Whether you're slow-roasting for Sunday dinner or braising for a special occasion, this cut rewards patience with unforgettable flavour. Order online today for fast pickup or next-day delivery in Toronto and the GTA.
Cut Characteristics and Quick Facts
Cut: Hind leg, boneless
Texture: Lean and dense with fine marbling
Flavour Profile: Rich, earthy, slightly sweet with game character
Best Cooking Methods: Slow roasting, braising, or low-and-slow smoking
How to Cook Wild Boar Leg
Wild boar leg shines when treated with the same respect you'd give a premium roast. The key is low, slow heat that allows the lean meat to develop tenderness while preserving its natural moisture. Here's how we approach it:
-
Thaw completely: Move the frozen leg to your refrigerator 24-48 hours before cooking. Never rush this step.
-
Season generously: Wild boar loves bold flavours. Rub the meat with sea salt, cracked pepper, fresh rosemary, and crushed juniper berries. For even deeper flavour, marinate overnight in red wine with aromatics.
-
Sear for colour: Heat a heavy pan or Dutch oven until very hot, then sear all sides of the leg until deeply browned. This creates the foundation of flavour.
-
Add aromatics and braising liquid: Nestle the seared leg in a bed of rough-chopped onions, carrots, and celery. Pour in enough red wine, dark stock, or a combination of both to come halfway up the meat.
-
Braise low and slow: Cover tightly and cook at 150°C (300°F) for 2.5 to 3 hours, until the meat is fork-tender and pulls apart easily. Baste occasionally with the braising liquid.
-
Rest before serving: Let the roast rest for 15 minutes before slicing. This allows the juices to redistribute, keeping every bite moist and flavourful.

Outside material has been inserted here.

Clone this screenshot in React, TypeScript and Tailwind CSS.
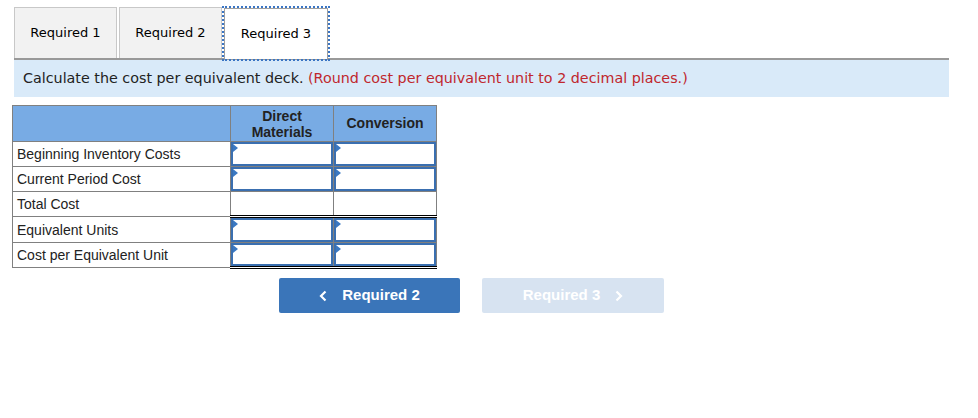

Pairings That Complement Wild Boar
Wild boar's rich, earthy character calls for sides and accompaniments that can stand up to its bold flavour. These are our go-to combinations:
-
Root vegetable mash: Parsnips, celeriac, or turnips mashed with butter and cream provide a sweet, earthy base that soaks up the braising sauce beautifully.
-
Braised red cabbage: Slow-cooked with apples, red wine, and a touch of honey, red cabbage's sweet-tart profile cuts through the meat's richness.
-
Roasted Brussels sprouts with bacon: Caramelized edges and smoky depth make these a natural partner for wild game.
-
Wild mushroom ragout: Earthy chanterelles or porcini echo the forest flavours in the boar itself.
-
Creamy polenta or soft potato gnocchi: Perfect for catching every drop of the rich, wine-dark sauce.
How We Handle and Ship This Cut
Our wild boar leg is carefully vacuum-sealed to preserve the meat's flavour and texture during transit. We deliver it in an insulated bag, ensuring it remains at optimal temperature until it reaches your doorstep.
You can store your frozen wild boar leg in the freezer for up to a year, or thaw it in the refrigerator when you're ready to cook. We deliver right to your door on your selected delivery day throughout the greater Toronto area.
What to Know Before Cooking Wild Boar
Is wild boar leg leaner than pork?
It depends on the farmer and the specific animal. Wild boar can vary quite a bit in fat content, and in some cases, it can be nearly as fatty as domestic pork. Because of this variability, cooking approach matters more than assumptions about leanness. To get the best results, use gentle methods like low-and-slow braising or roasting with added liquid to keep the meat tender and flavorful.
Should this cut be slow cooked or roasted?
Both methods work beautifully, but braising is more forgiving. If you're roasting, keep the temperature moderate (around 160°C/325°F) and use a meat thermometer to avoid overcooking. For foolproof results, braise the leg in liquid until tender, then finish it under the broiler or on the grill for a caramelized crust.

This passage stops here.